Environment Setup — Dockers and Containers

If you only read one part of this post, let it be this part.

When people set up their machine learning environment, typically they install everything on the directly on their operating system. Oftentimes, this is fine, and then you try to download something like PyTorch, TensorFlow, or Keras and everything explodes and you spend hours on Stack Overflow trying to get things to work. I implore you not to work like this, for your own sake.

This problem typically occurs from dependencies or co-dependencies of certain packages on specific versions of other packages. Often, you do not need half of these packages for your work. It would make more sense to start from a clean slate and only install the versions and dependencies that are required for the task at hand. This will ultimately save you time and stress.

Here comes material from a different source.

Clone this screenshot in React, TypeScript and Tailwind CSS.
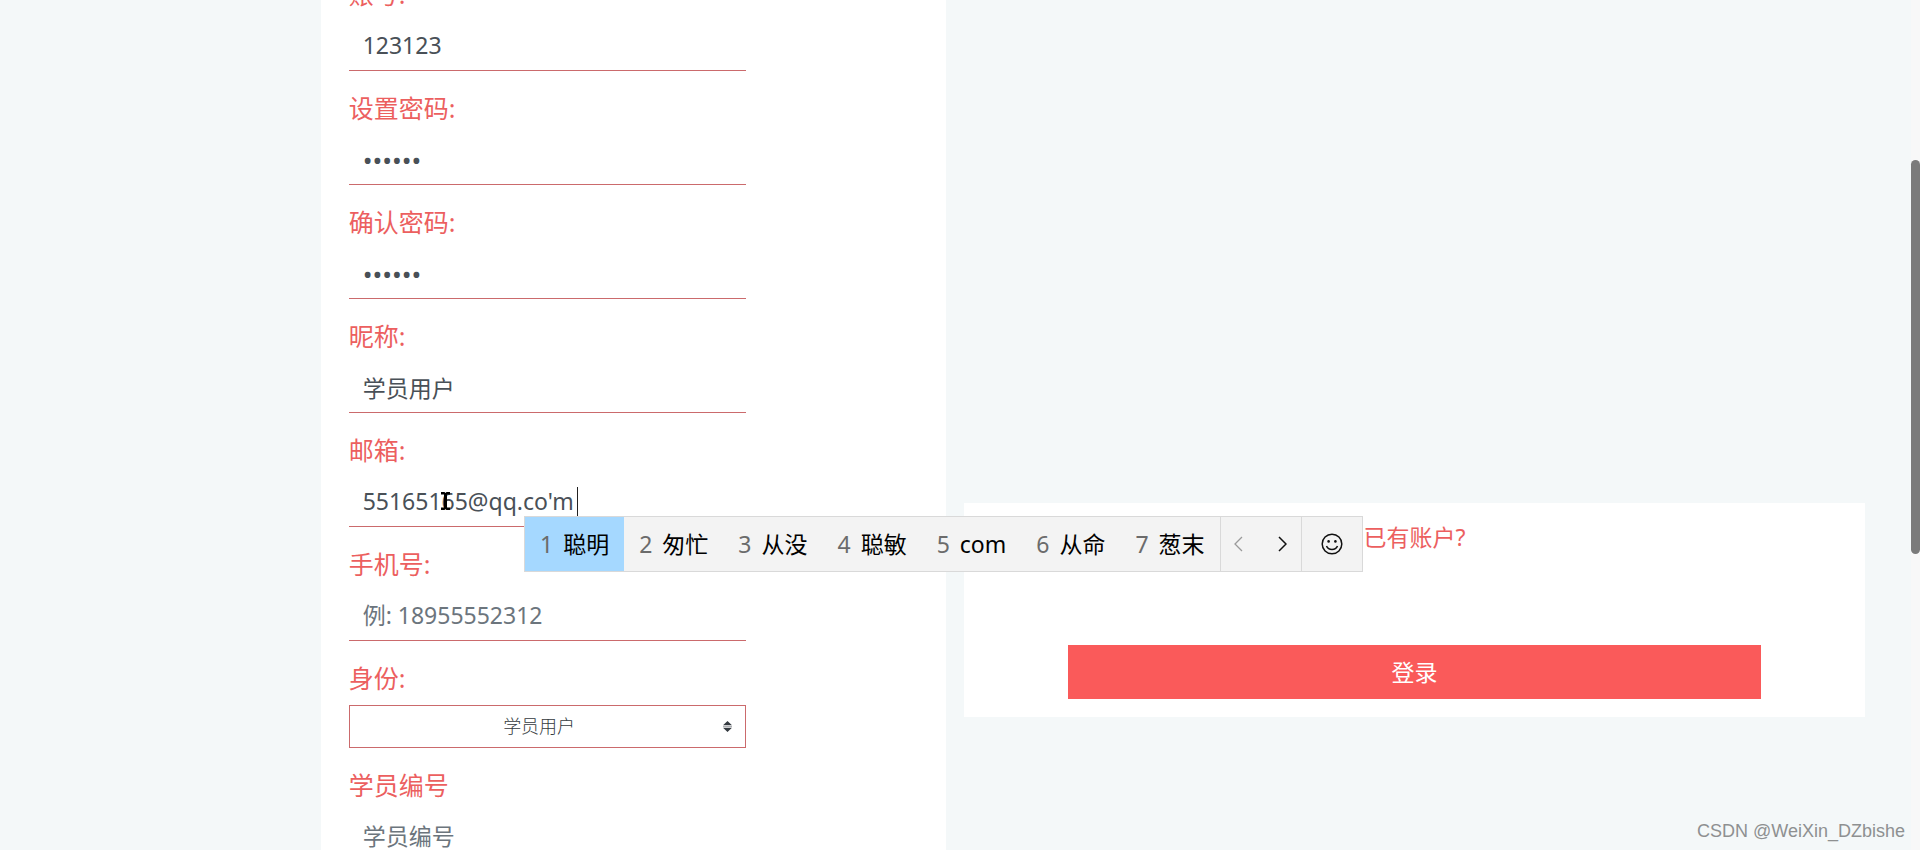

If you are using Anaconda, it is very easy and efficient to separate these into isolated ‘containers’ such that they can all run without causing problems. These containers are called Conda environments. Conda is a package manager for Python

You can think of these environments as different computers that do not know about the existence of each other. When I create a new environment, I start with a blank slate and need to install packages again. The great part about this is that you do not actually download the packages twice when doing this, a pointer is created which points to the specific version of the package you want to install that is already downloaded on your computer.

This may seem pointless unless you have had dependency issues before on your computer, but I can promise you it is worth knowing about this. Another useful feature is that you can install all the packages you like in just one line by using a YAML (.yml) file. This is a file that tells the environment what packages you want to install and what dependencies are required to be downloaded. You do not need to write this file, it can be exported with one line of code from an environment where you already have all the required packages — pretty neat right? All of the required commands are shown in the Gist below.

Example of Linux commands to easily create new environments and dependency files.

Here is an example of what the YAML file looks like when the conda env export > environment.yml command is run.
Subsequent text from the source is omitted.